Se irreverência é a palavra de ordem na mostra da galeria, não se pode dizer o mesmo de outra exposição de Bruscky , no Instituto de Arte Contemporânea, o IAC, também em São Paulo, até dia 5 de agosto próximo. Nessa mostra carregada de crítica política estão reunidos dezenas de documentos e obras dele e de outros artistas com quem ele se correspondia num movimento que ficou conhecido como arte postal.

Durante o período das ditaduras na América Latina e dos regimes repressivos nos países do leste da Europa —as regiões em evidência na exposição—, Bruscky trocava por correio cartas, cartões postais, pôsteres, desenhos e fotocópias com outros artistas que, assim como ele, viviam sob governos que vigiavam a liberdade de expressão. Até fitas cassete com poemas sonoros eram enviadas, segundo o artista, hoje com 74 anos.Usar o serviço de correio era uma forma das obras escaparem à censura, diz Jacopo Crivelli Visconti, o organizador das duas exposições, porque era praticamente impossível para os governos controlarem milhares de correspondências e porque o conteúdo dos envelopes muitas vezes não era entendido como arte. Boa parte dos trabalhos abordam a mão de ferro do Estado sob a qual os artistas viviam.

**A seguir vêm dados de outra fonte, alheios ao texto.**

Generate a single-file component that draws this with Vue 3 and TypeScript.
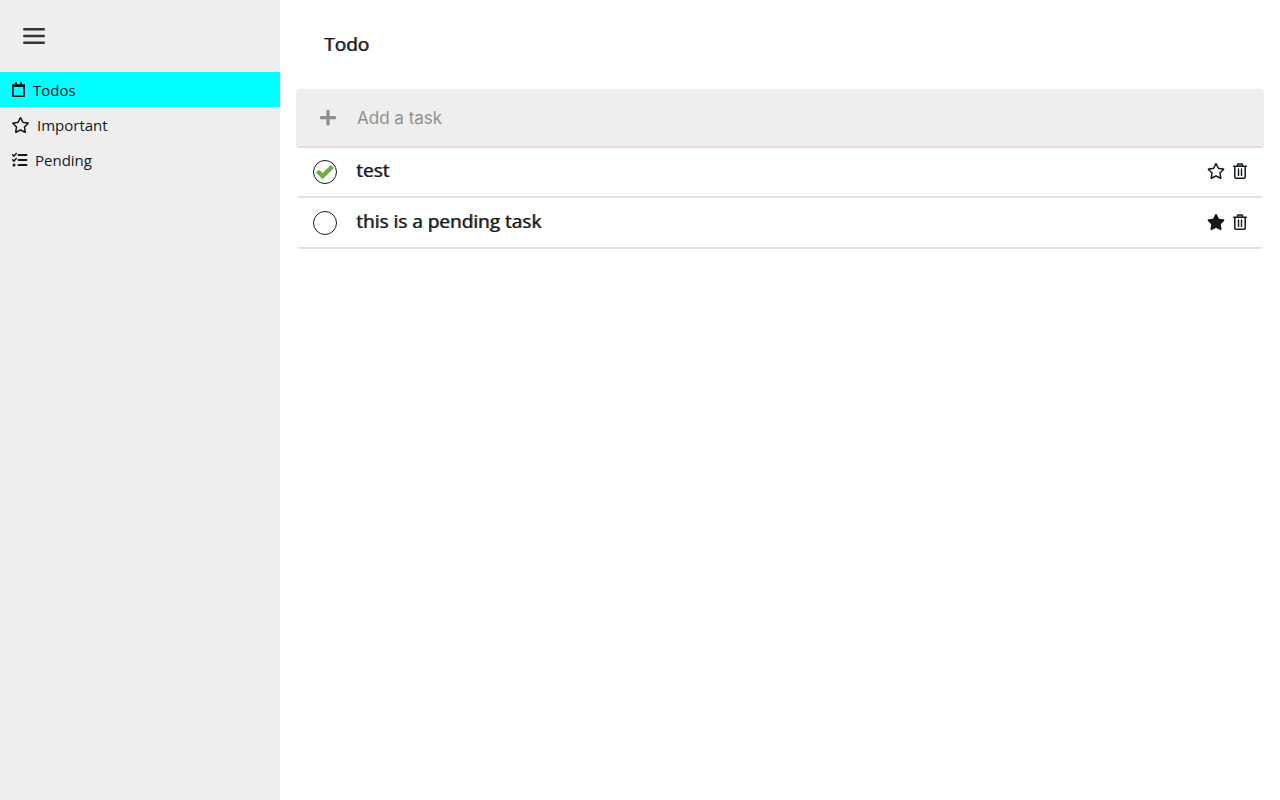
<script setup lang="ts">
import { computed, ref } from 'vue'

interface Task {
  id: number
  title: string
  done: boolean
  important: boolean
}

type View = 'todos' | 'important' | 'pending'

const view = ref<View>('todos')
const draft = ref('')
const tasks = ref<Task[]>([
  { id: 1, title: 'test', done: true, important: false },
  { id: 2, title: 'this is a pending task', done: false, important: true },
])

const visible = computed(() =>
  tasks.value.filter((t) =>
    view.value === 'important' ? t.important : view.value === 'pending' ? !t.done : true,
  ),
)

const starOutline =
  'M528.1 171.5L382 150.2 316.7 17.8c-11.7-23.6-45.6-23.9-57.4 0L194 150.2 47.9 171.5c-26.2 3.8-36.7 36.1-17.7 54.6l105.7 103-25 145.5c-4.5 26.3 23.2 46 46.4 33.7L288 439.6l130.7 68.7c23.2 12.2 50.9-7.4 46.4-33.7l-25-145.5 105.7-103c19-18.5 8.5-50.8-17.7-54.6zM388.6 312.3l23.7 138.4L288 385.4l-124.3 65.3 23.7-138.4-100.6-98 139-20.2 62.2-126 62.2 126 139 20.2-100.6 98z'
const starSolid =
  'M528.1 171.5L382 150.2 316.7 17.8c-11.7-23.6-45.6-23.9-57.4 0L194 150.2 47.9 171.5c-26.2 3.8-36.7 36.1-17.7 54.6l105.7 103-25 145.5c-4.5 26.3 23.2 46 46.4 33.7L288 439.6l130.7 68.7c23.2 12.2 50.9-7.4 46.4-33.7l-25-145.5 105.7-103c19-18.5 8.5-50.8-17.7-54.6z'

function addTask() {
  const title = draft.value.trim()
  if (!title) return
  tasks.value.push({ id: Date.now(), title, done: false, important: false })
  draft.value = ''
}

function removeTask(id: number) {
  tasks.value = tasks.value.filter((t) => t.id !== id)
}
</script>

<template>
  <div class="app">
    <aside class="sidebar">
      <button class="menu" type="button" aria-label="Menu">
        <svg width="24" height="24" viewBox="0 0 24 24">
          <path d="M2.2 5.2h19.6M2.2 12h19.6M2.2 18.8h19.6" fill="none" stroke="#34343c" stroke-width="2.4" stroke-linecap="round" />
        </svg>
      </button>
      <nav class="nav">
        <a href="#todos" :class="{ active: view === 'todos' }" @click.prevent="view = 'todos'">
          <svg width="14" height="16" viewBox="0 0 14 16">
            <path d="M.9 4h11.2v10.2H.9z" fill="none" stroke="currentColor" stroke-width="1.6" stroke-linejoin="round" />
            <path d="M.1 2.2h12.8V5H.1zM3 .2h2v3H3zM8 .2h2v3H8z" fill="currentColor" />
          </svg>
          <span>Todos</span>
        </a>
        <a href="#important" :class="{ active: view === 'important' }" @click.prevent="view = 'important'">
          <svg width="18" height="16" viewBox="16 0 576 512"><path :d="starOutline" fill="currentColor" /></svg>
          <span>Important</span>
        </a>
        <a href="#pending" :class="{ active: view === 'pending' }" @click.prevent="view = 'pending'">
          <svg width="16" height="16" viewBox="0 0 16 16">
            <path d="M6.5 3h8M6.5 8h8M6.5 13h8" fill="none" stroke="currentColor" stroke-width="2" stroke-linecap="round" />
            <path d="M.6 2.8l1.3 1.3L4.3 1.5M.6 7.8l1.3 1.3 2.4-2.6" fill="none" stroke="currentColor" stroke-width="1.5" stroke-linecap="round" />
            <circle cx="2" cy="13" r="1.5" fill="currentColor" />
          </svg>
          <span>Pending</span>
        </a>
      </nav>
    </aside>

    <main class="main">
      <h1 class="title">Todo</h1>
      <form class="add" @submit.prevent="addTask">
        <button class="plus" type="submit" aria-label="Add task">
          <svg width="16" height="16" viewBox="0 0 16 16">
            <path d="M8 1.3v12.8M1.5 7.7h13" fill="none" stroke="#8e8e8e" stroke-width="3.2" stroke-linecap="round" />
          </svg>
        </button>
        <input v-model="draft" type="text" placeholder="Add a task" aria-label="Add a task" />
      </form>
      <ul class="list">
        <li v-for="task in visible" :key="task.id" class="task">
          <button
            class="check"
            type="button"
            role="checkbox"
            :aria-checked="task.done"
            :aria-label="'Done: ' + task.title"
            @click="task.done = !task.done"
          >
            <svg v-if="task.done" width="18" height="16" viewBox="0 0 18 16">
              <path d="M0 8.6L3 5.7 6.6 9.1 14.8 1 18 4 6.6 15.2z" fill="#72b03c" />
            </svg>
          </button>
          <div class="body">
            <span class="name">{{ task.title }}</span>
            <button class="icon" type="button" aria-label="Toggle important" @click="task.important = !task.important">
              <svg width="18" height="16" viewBox="0 0 576 512">
                <path :d="task.important ? starSolid : starOutline" fill="currentColor" />
              </svg>
            </button>
            <button class="icon" type="button" aria-label="Delete task" @click="removeTask(task.id)">
              <svg width="14" height="16" viewBox="0 0 14 16">
                <path d="M3.8 2.8L5 .8h4l1.2 2z" fill="#7f858a" />
                <path d="M4 2.6L4.9.8h4.2L10 2.6" fill="none" stroke="currentColor" stroke-width="1.3" stroke-linejoin="round" />
                <path d="M.7 3.2h12.6M1.8 3.5v10.8q0 .9.9.9h8.6q.9 0 .9-.9V3.5" fill="none" stroke="currentColor" stroke-width="1.5" stroke-linecap="round" />
                <path d="M5.5 6v6.4M8.5 6v6.4" fill="none" stroke="currentColor" stroke-width="1.4" stroke-linecap="round" />
              </svg>
            </button>
          </div>
        </li>
      </ul>
    </main>
  </div>
</template>

<style>
body {
  margin: 0;
  background: #fff;
}
</style>

<style scoped>
.app {
  display: flex;
  min-height: 100vh;
  font-family: 'Open Sans', 'Noto Sans', sans-serif;
  color: #121a21;
}
button {
  display: flex;
  align-items: center;
  justify-content: center;
  padding: 0;
  border: 0;
  background: none;
  color: inherit;
  cursor: pointer;
}
svg {
  display: block;
  flex: none;
}
.sidebar {
  flex: 0 0 280px;
  background: #eee;
}
.menu {
  margin: 24px 22px;
}
.nav a {
  display: flex;
  align-items: center;
  gap: 7px;
  height: 35px;
  padding: 0 12px;
  color: inherit;
  font-size: 15px;
  text-decoration: none;
}
.nav a.active {
  background: #0ff;
}
.main {
  flex: 1;
  min-width: 0;
  padding: 0 16px;
}
.title,
.name {
  font-size: 19px;
  line-height: 25px;
  font-weight: 400;
  text-shadow: 1px 0 rgba(18, 26, 33, 0.65);
}
.title {
  margin: 0;
  padding: 32px 28px;
}
.add {
  display: flex;
  align-items: center;
  gap: 21px;
  height: 57px;
  padding: 0 24px;
  border-bottom: 2px solid #eedcdd;
  border-radius: 4px;
  background: #eee;
}
.add input {
  flex: 1;
  min-width: 0;
  padding: 0;
  border: 0;
  outline: 0;
  background: none;
  color: inherit;
  font-family: Inter, sans-serif;
  font-size: 17px;
}
.add input::placeholder {
  color: #8e8e8e;
  opacity: 1;
}
.list {
  margin: -1px 1px 0;
  padding: 0;
  list-style: none;
}
.task {
  display: flex;
  align-items: center;
  height: 49px;
  padding: 0 16px;
  border-bottom: 2px solid #eedcdd;
  border-radius: 4px;
}
.check {
  width: 24px;
  height: 24px;
  margin-right: 19px;
  border: 1px solid #121a21;
  border-radius: 50%;
}
.body {
  flex: 1;
  display: flex;
  align-items: center;
  gap: 8px;
  min-width: 0;
  padding-bottom: 2px;
}
.name {
  flex: 1;
}
</style>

“Mais do que o suporte [das obras], é a ideia de uma circulação que é central na arte postal”, afirma Crivelli Visconti. “As obras de arte postal nunca eram concebidas como obras fechadas, assépticas, que você faz e aquilo acabou e é para pôr numa moldura e num cubo branco. Muito pelo contrário. Muitas vezes as obras eram concebidas para serem colaborativas, continuadas por quem as recebesse.”Nas poucas vezes em que essas obras vieram à tona em espaços institucionais, elas obviamente não foram bem recebidas pelos agentes da ditadura brasileira. Em 1976, Bruscky organizou uma exposição internacional de arte postal no próprio prédio dos Correios no Recife, onde ainda vive. No dia da abertura, censores baixaram no lugar e exigiram que o artista removesse alguns trabalhos. Ele se negou e foi preso pelos agentes.

Todo o material da exposição do IAC vem do acervo de Bruscky, composto por cerca de 70 mil itens entre obras, documentos e correspondências abrangendo as principais vanguardas do século 20, como pop art, poesia experimental e os grupos Gutai e Fluxus. Esse inventário ocupa o ateliê do artista no Recife de cima a baixo —no passado, seu ambiente de trabalho foi trazido para a capital paulista e exposto numa Bienal de São Paulo.Um dos destaques da exposição no IAC é uma carta do artista Juan Carlos Romero a Bruscky, mostrada junto a páginas de um livro do argentino onde se lê a palavra violência em grandes letras de forma. Vale mencionar também uma série de folhetos e colagens do chileno Clemente Padín, exibidas ao lado do envelope original —que é uma obra de arte em si— carimbado com os dizeres “mail art”.

Afora as duas exposições, Bruscky é agora tema de um documentário do cineasta Eryk Rocha, que vem acompanhando seu processo de criação há alguns meses. A partir do ano que vem, o filme deve começar a circular nos festivais.